The key message of this post is: we need line managers (US readers, line manager = supervisor, i.e. the person directly in charge of you and what you do at work) to make it their business to educate themselves about mental health; and if they are approached by someone to talk about mental health, then they don't need to demonstrate a working knowledge of Jeffrey Young's 'schemas' or practise CBT, but they do need to be empathetic, provide safe boundaries for people to share their mental health experiences and then continue to be treated with the same respect as before, while incorporating appropriate reasonable adjustments to continue with work.
You and I and everyone we know has a responsibility to
create supportive 'moments' which make our lives easier, healthier and allow us to thrive.
If line managers aren't supportive, I know from personal experience, employees like me don't recover well, may not recover, may leave the organisation, and may even consider / attempt suicide out of desperation. Please remember that - this is about life or death in some cases. You as a line manager have a chance to make the biggest difference of all to someone's working life.
Here are some anonymous real quotations from people about the negative impact of unsupportive or unhelpful behaviour from line managers at work:
- that the stress was all my fault and was
- a point of performance feedback (even when I knew it shouldn't be)

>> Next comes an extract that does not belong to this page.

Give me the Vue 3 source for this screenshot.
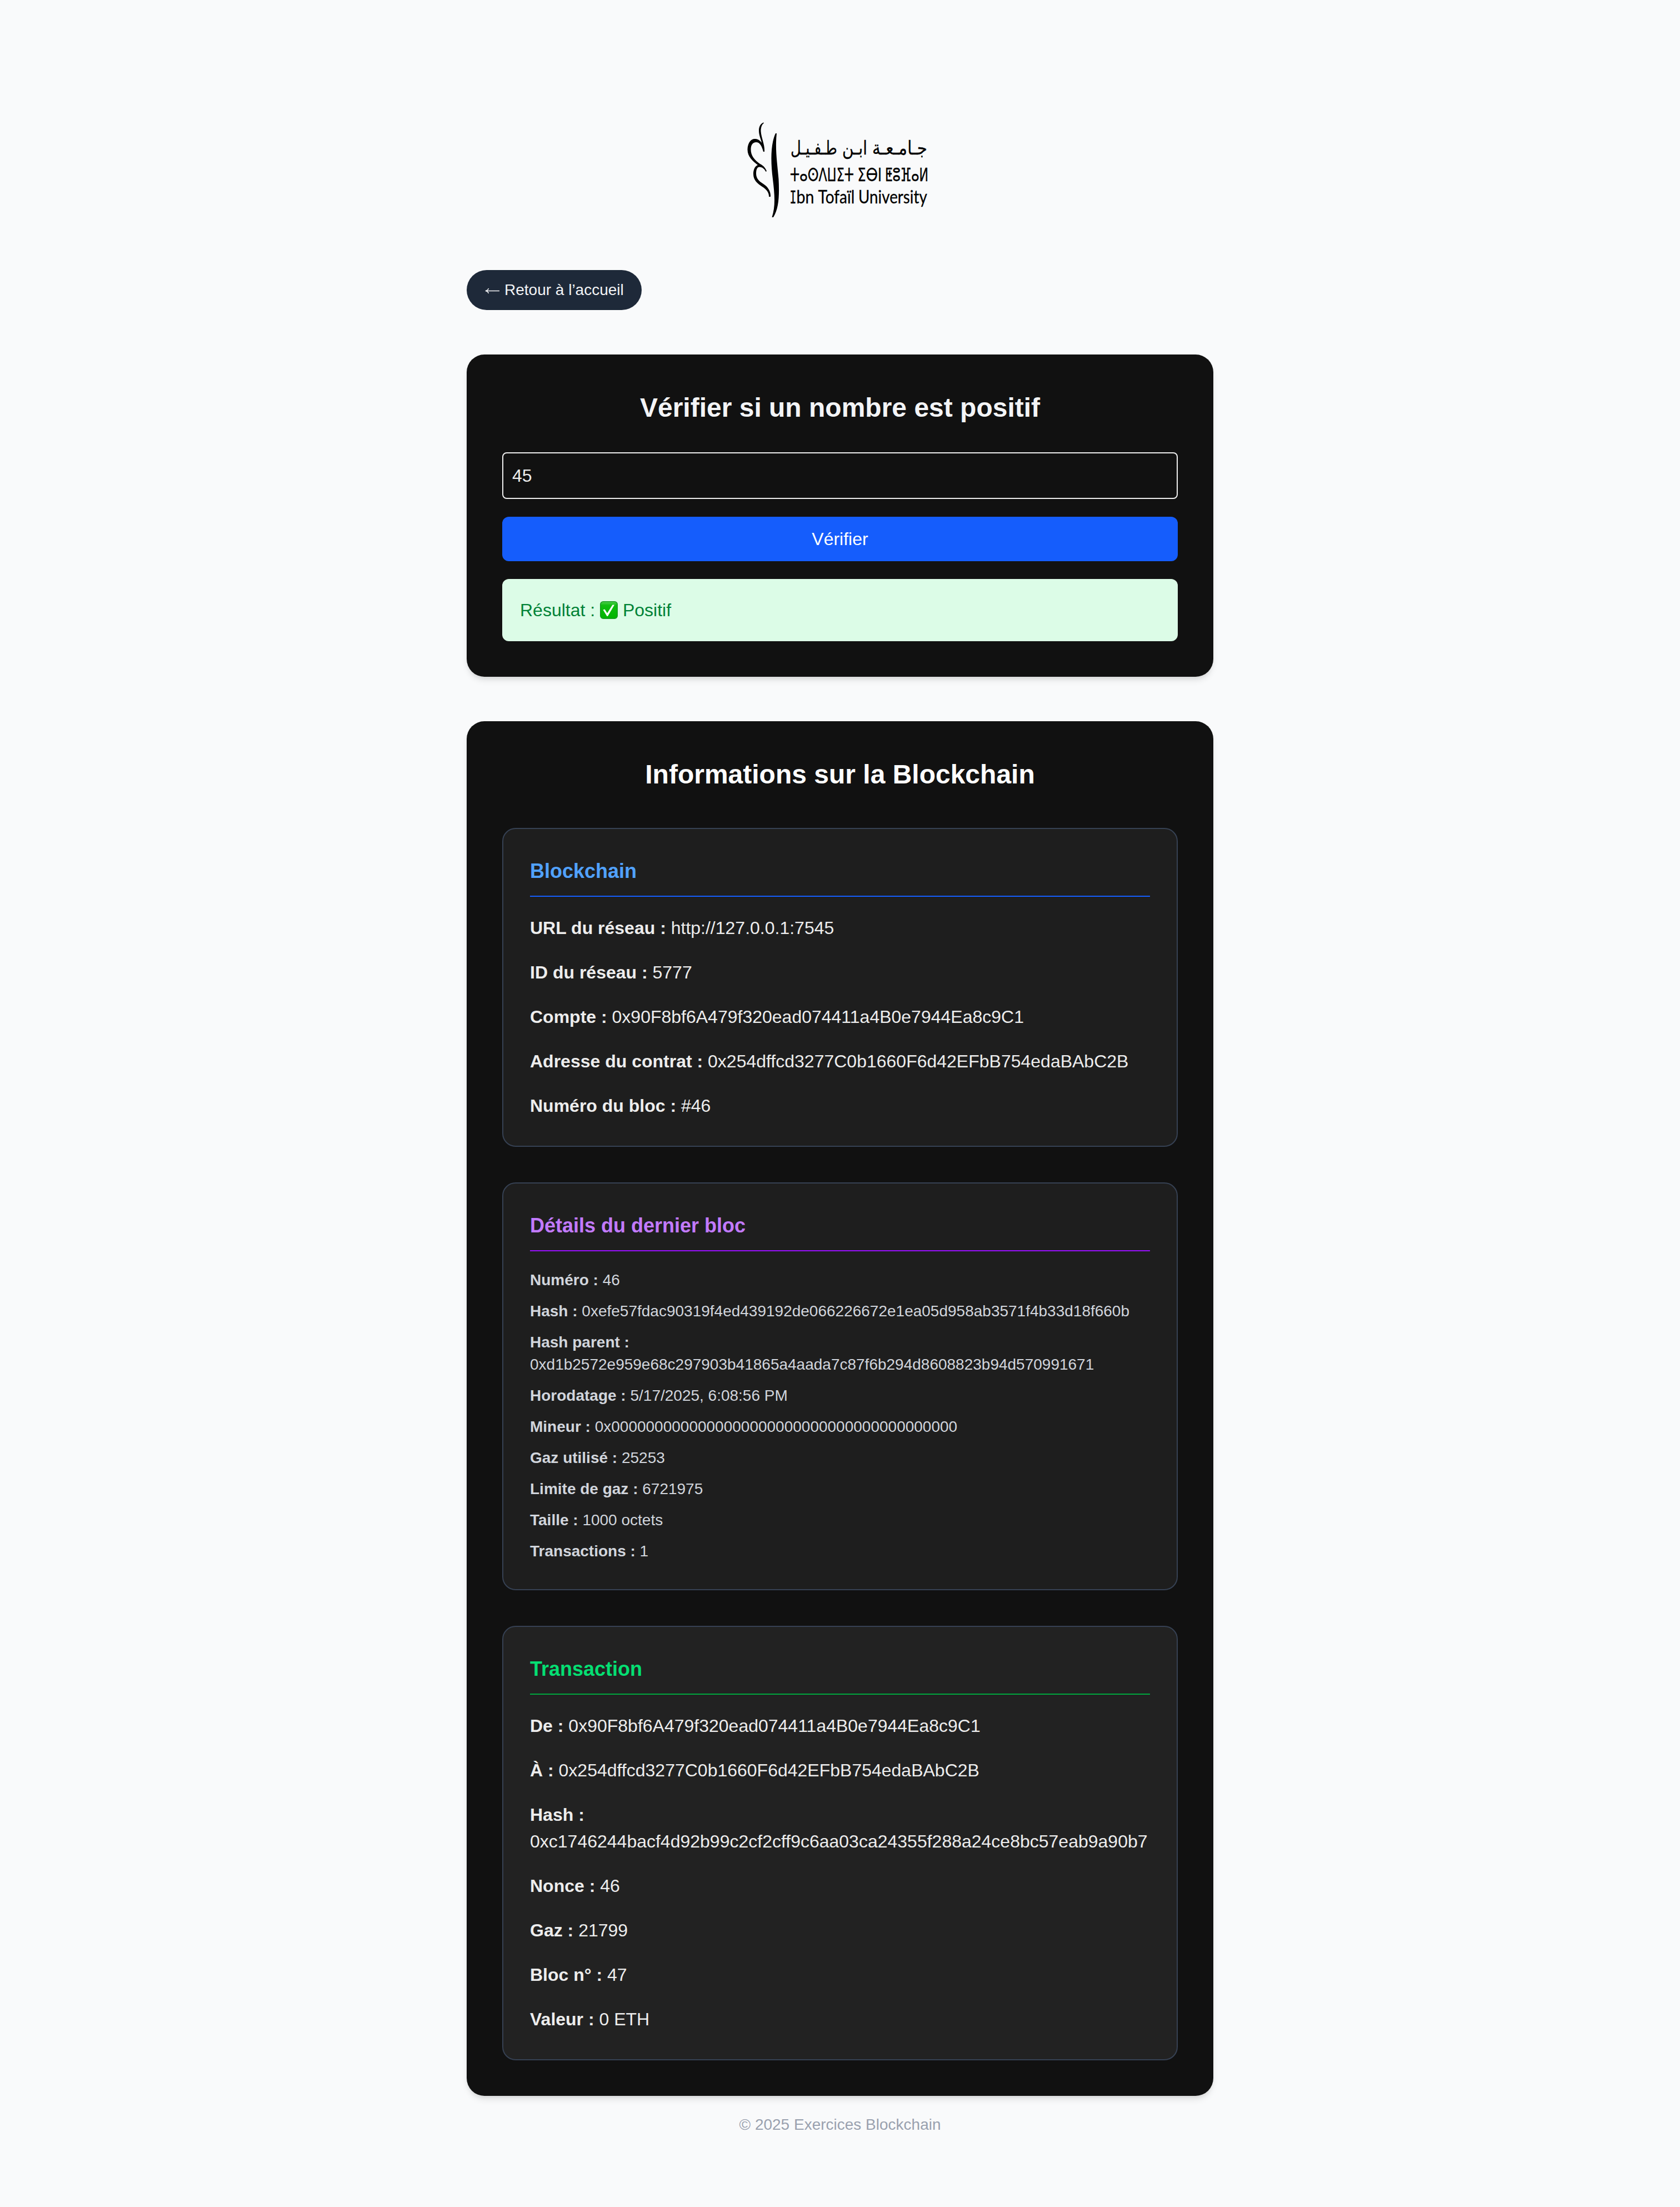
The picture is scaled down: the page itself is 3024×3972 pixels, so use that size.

- ashamed of having failed at work
- disgusted with myself
- a complete waste of time
- ready to die
There are many resources available to help you as a line manager to feel more comfortable that you understand the issues of mental illness to some extent, and that you also understand the role that you have to play as a line manager in engaging with mental health at work (either on an individual basis or in general) in such a way that you make it easier to talk about, reduce health problems associated with the strain of hiding such a condition or "presenteeism" and support those with more serious conditions with respect. By according them with dignity and helping them work as much as they can, they can feel safe in the knowledge that you are on their side just as much as on the side of the organisation you both work for.
1. Remember that 'employees' are people above all else. Listen to them. Respect them.
We are all going to have events in our lives that make work tough. I'm not just talking about mental health, I'm talking about life events such as having a baby, meeting a new partner, breaking up with a partner, losing someone, being ill physically, and so on... When you show that you are listening, rather than judging, or behaving as if having a conversation with your team is not valuable to you, you will build trust with your employees and in every way (including health, of course) you will make for a more flourishing team, who trusts you and feels so much more comfortable belonging at work.
2. Show and tell: make sure your employees know - from you - that you value them
Working long hours, with tight deadlines can cause us all to feel the pressure and at times we might not have a great day (or a great week etc.) because of this. Showing empathy to your employees and highlighting again and again that you value them and continue to value them provides a hugely supportive working environment. When I was teaching 11-16 year-olds, I was a strict disciplinarian, but having established those rules in my classroom my students felt 'safe' because they absolutely knew the status quo. From that structure of safe and firm boundaries they were able to be creative, try new things, be rowdy (sometimes, yes, I can still hear the ringing in my ears) and be their 'whole selves' in a way that helped them to learn and grow at school. We can do this as employers / line managers / colleagues and show people we are glad they're there, and we want them to stay.